Monday, April 7, 2014

I am often amused by the "expertise" of Wall Street analysts.  It's particularly instructive to compare the first one below, a person who hopped on the bandwagon driven by the company, compared to the second one, who retained a more rigorous standard of review.

The first analyst said this:

Shares of ISRG are up today following the announcement that the FDA had cleared the newest version of the company's surgical robotic system, the da Vinci Xi, for sale in the United States. According to the company, the da Vinci Xi Surgical System has broader capabilities than prior generations of the robotic system and can be used across various minimally invasive surgical procedures. Importantly, the company noted that the system has been optimized for complex, multi-quadrant surgeries. ISRG will begin marketing the Xi system immediately and intends on seeking regulatory clearances in major markets around the world.

We think that the approval timing for the da Vinci Xi is perfect as ISRG's largest trade show, the Society of American Gastrointestinal and Endoscopic Surgeons (SAGES), starts this week in Salt Lake City, Utah. The SAGES annual meeting is oriented toward minimally invasive surgery and last year drew in nearly 2,500 surgeons. A new da Vinci system won't be a panacea for all that ails the company -- pressure on system sales, pressure on procedure volumes in dvH and dvP, confusion about the risk/benefit of robotic surgery, to name a few -- but there will be new upgrade revenue to factor in going forward.

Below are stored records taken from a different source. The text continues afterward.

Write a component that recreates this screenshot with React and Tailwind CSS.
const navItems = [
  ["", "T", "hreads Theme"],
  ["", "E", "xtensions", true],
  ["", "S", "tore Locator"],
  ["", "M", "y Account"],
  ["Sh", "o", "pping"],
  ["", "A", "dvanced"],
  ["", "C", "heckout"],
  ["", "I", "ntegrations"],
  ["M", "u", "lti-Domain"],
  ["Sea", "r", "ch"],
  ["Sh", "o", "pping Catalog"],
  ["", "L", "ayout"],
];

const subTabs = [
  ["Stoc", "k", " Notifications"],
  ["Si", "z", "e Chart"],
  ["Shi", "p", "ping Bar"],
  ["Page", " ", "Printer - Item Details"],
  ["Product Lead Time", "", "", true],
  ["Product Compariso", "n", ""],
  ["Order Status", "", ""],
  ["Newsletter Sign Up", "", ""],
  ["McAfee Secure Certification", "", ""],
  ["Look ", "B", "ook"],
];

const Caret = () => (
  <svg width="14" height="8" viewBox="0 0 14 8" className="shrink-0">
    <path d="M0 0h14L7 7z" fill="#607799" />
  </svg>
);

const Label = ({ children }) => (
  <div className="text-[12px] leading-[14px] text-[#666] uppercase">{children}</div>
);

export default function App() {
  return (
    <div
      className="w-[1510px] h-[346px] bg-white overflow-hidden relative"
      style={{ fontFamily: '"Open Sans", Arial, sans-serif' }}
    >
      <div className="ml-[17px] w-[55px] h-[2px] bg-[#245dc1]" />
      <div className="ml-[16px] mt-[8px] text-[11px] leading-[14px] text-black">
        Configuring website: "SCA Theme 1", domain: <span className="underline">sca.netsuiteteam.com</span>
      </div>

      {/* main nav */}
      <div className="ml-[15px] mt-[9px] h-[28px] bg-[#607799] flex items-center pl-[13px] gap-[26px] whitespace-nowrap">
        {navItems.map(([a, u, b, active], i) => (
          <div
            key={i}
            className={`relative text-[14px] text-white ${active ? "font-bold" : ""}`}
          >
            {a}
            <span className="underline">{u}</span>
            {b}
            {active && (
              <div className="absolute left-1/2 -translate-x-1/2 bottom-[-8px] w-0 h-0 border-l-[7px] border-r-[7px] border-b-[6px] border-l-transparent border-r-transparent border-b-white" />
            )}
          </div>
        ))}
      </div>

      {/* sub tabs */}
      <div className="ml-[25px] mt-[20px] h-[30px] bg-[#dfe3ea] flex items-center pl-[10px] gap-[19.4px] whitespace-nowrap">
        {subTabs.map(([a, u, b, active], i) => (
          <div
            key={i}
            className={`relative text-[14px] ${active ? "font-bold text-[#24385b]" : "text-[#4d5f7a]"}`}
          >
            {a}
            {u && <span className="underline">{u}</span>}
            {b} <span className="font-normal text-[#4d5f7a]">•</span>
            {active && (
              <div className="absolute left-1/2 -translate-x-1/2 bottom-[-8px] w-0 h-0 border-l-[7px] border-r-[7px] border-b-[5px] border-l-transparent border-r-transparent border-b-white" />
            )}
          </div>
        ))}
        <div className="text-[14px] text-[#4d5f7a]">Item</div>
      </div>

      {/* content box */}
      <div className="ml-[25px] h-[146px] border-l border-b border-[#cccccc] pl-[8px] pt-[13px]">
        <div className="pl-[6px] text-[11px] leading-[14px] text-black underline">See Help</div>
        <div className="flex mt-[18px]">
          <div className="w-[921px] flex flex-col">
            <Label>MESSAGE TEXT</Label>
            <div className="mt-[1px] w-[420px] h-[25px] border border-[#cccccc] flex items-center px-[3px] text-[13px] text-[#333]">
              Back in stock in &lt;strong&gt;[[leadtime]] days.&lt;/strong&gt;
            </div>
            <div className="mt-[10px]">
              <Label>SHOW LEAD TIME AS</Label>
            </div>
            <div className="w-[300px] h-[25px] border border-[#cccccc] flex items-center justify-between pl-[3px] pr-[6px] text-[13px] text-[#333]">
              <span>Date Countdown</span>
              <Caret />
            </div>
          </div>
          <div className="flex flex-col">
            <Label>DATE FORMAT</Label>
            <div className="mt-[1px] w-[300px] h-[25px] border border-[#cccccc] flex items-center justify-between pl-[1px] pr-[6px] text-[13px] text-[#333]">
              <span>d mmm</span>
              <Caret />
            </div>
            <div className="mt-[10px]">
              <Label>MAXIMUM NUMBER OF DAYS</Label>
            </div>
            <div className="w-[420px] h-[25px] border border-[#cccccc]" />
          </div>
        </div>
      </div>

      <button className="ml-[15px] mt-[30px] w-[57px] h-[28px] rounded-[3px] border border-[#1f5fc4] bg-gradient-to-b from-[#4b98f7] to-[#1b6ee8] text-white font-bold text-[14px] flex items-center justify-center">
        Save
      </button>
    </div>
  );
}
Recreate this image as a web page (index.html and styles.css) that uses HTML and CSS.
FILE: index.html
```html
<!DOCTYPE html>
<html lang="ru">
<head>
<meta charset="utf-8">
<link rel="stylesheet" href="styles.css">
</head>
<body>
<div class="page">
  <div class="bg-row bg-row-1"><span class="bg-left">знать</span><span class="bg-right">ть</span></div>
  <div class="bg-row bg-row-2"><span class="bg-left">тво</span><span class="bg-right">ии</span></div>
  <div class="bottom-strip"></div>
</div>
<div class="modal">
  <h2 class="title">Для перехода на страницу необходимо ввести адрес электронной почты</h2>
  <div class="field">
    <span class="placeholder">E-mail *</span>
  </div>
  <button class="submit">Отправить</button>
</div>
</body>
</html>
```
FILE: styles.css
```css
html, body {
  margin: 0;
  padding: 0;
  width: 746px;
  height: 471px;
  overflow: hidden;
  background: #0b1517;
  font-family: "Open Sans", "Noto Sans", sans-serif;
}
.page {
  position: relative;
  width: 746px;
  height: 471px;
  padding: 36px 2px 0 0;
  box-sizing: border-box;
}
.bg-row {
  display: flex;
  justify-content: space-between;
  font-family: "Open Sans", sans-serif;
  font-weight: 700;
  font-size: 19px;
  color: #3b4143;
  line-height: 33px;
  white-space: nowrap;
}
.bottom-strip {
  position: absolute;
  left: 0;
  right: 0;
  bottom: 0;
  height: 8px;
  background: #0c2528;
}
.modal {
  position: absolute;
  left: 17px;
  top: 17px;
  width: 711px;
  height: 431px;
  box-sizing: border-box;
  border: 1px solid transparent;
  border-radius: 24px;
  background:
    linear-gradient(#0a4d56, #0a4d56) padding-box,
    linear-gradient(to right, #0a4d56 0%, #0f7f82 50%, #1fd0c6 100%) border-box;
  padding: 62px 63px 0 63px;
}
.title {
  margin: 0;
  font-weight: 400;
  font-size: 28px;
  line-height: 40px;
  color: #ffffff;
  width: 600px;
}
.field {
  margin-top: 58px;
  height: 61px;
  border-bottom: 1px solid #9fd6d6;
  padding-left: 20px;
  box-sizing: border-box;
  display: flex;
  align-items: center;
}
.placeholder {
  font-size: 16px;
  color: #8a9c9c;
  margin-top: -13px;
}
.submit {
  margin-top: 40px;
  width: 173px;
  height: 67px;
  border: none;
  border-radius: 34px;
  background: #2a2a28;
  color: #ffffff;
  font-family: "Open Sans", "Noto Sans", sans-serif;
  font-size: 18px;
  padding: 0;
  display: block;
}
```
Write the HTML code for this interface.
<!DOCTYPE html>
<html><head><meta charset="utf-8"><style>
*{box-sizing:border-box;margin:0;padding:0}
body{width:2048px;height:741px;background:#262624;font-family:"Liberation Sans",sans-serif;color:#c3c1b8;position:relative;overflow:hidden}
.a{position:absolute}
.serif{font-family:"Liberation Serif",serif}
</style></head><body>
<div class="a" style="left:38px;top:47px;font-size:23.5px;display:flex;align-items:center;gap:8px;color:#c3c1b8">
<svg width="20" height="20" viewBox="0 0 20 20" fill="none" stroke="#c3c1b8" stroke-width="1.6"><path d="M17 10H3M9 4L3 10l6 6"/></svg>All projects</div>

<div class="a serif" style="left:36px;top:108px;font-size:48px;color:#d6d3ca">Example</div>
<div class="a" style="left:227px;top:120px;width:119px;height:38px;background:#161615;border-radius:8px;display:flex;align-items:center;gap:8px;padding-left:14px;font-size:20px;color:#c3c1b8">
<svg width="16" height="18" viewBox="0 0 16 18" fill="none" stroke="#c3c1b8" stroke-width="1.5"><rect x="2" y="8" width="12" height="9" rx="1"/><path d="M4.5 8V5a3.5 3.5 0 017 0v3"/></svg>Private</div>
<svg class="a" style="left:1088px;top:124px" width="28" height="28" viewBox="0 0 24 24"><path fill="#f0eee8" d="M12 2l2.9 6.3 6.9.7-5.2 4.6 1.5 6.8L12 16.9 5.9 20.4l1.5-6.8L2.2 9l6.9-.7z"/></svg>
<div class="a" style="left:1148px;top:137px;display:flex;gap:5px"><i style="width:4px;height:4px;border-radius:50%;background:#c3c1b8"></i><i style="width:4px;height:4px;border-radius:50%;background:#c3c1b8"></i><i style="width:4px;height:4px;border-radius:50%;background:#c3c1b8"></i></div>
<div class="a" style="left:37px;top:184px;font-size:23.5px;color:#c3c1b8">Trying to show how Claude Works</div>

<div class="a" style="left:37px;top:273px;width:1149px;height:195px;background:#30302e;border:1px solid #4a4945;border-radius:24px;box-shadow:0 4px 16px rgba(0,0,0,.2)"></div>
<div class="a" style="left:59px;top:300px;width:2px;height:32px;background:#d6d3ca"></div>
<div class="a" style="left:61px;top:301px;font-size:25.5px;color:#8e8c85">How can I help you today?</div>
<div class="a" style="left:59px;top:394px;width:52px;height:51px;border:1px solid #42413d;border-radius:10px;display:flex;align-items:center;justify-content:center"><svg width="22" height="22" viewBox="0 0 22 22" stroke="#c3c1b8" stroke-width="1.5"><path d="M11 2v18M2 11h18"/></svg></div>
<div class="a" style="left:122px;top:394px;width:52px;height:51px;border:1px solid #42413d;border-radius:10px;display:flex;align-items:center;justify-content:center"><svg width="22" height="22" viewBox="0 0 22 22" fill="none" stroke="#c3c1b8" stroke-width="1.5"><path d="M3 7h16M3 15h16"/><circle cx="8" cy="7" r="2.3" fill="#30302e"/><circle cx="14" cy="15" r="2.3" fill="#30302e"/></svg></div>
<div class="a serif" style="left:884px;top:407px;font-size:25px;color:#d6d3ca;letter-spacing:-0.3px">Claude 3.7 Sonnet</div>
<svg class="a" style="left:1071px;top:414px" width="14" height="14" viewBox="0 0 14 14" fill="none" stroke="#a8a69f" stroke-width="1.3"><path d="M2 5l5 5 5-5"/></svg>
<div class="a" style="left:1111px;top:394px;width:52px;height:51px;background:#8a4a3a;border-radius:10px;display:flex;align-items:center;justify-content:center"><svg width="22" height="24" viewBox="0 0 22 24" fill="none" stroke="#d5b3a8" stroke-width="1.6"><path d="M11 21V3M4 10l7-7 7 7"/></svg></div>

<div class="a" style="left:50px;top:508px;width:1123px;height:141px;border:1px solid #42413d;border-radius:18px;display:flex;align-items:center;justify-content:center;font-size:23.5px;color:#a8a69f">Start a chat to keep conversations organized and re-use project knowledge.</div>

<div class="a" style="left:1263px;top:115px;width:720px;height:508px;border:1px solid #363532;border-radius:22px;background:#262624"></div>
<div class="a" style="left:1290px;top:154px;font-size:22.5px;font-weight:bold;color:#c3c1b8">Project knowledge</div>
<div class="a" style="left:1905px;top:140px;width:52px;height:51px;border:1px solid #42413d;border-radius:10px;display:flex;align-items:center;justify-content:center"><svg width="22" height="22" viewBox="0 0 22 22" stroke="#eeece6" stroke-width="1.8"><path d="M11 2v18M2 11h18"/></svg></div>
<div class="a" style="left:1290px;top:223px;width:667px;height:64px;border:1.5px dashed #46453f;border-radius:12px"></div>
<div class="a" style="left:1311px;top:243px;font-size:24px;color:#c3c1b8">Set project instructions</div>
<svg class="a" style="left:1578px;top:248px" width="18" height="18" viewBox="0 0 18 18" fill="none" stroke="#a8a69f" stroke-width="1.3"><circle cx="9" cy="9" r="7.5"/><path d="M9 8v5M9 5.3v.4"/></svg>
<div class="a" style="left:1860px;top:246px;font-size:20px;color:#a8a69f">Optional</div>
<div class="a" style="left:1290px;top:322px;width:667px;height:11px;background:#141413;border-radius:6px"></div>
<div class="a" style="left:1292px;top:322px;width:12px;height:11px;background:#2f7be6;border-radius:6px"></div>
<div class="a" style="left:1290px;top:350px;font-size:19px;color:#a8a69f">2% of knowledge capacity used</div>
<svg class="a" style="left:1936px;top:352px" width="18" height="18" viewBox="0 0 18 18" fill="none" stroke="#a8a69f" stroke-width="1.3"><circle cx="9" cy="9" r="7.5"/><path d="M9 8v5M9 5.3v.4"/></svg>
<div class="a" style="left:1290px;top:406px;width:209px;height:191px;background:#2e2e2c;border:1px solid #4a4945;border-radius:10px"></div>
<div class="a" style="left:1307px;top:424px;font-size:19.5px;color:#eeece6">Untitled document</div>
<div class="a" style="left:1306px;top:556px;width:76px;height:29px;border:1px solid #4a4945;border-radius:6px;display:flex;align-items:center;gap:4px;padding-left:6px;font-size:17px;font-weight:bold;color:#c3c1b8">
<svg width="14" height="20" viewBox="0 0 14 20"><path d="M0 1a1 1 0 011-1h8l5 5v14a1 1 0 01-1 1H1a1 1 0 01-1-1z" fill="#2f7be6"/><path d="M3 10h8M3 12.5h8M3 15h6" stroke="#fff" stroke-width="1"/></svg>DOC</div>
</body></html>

A key feature of the da Vinci Xi surgical system is the overhead boom architecture which allows for enhanced manipulation of the four arms of the robotic system to achieve anatomical access from virtually any position. The robotic arms can even be disconnected and reconnected in 1-2 minutes for better repositioning during the surgery. Moreover, the Vinci Xi is designed to accommodate the Firefly fluorescent imaging system. While the FDA has yet to approve Firefly for use with the Xi, ISRG said it plans to seek clearance for the imaging technology. 

The second analyst said this:

Given the near-term headwinds facing the company, we are hard pressed to get constructive on ISRG until we have greater clarity on adoption trends for the new system, as well as visibility for a next-generation single-site system. Thus, we maintain our HOLD rating and $423 price target.

Shares of ISRG surged following the announcement that the company received FDA approval of the da Vinci Xi Surgical System, reflecting investor sentiment that a new product cycle may help reaccelerate the anemic growth plaguing the company over the past 18 months. While the new system should help the company re-engage potential customers who do not yet have da Vinci, and could also drive an upgrade cycle at some existing customers, we do not believe that the Xi system represents a panacea for below average procedure growth trends. Indeed, we note that the Xi system 1) is an incremental improvement over current iterations that was designed to improve access and ease of use, i.e. not a next generation single-site system; and 2) does not mitigate the cost effectiveness debate that is at the core of the growth deceleration in the overall business over the past 18 months.

We believe that prospective data showing efficacy, safety and cost effectiveness would be the most significant catalyst to growth in this evolving healthcare environment. Additionally, ISRG is launching Xi without the advanced instruments currently found on earlier versions of da Vinci – Firefly, vessel sealer, and stapler – which could limit adoption in the near term.

This last paragraph seems to suggest that what the scientists said in 2008 is still understood to be the case [emphasis added]:

Radical prostatectomy is an effective form of therapy for patients with clinically significant prostate cancer; however, outcomes are highly sensitive to variations in surgical technique. Because of the risks of perioperative complications and urinary and sexual dysfunction, which appear to be as great with robotic-assisted prostatectomy as with any other technique, patients with low-risk cancer, especially those >60 years, might be attracted to more conservative alternatives, including active surveillance, radiotherapy, and focal ablation.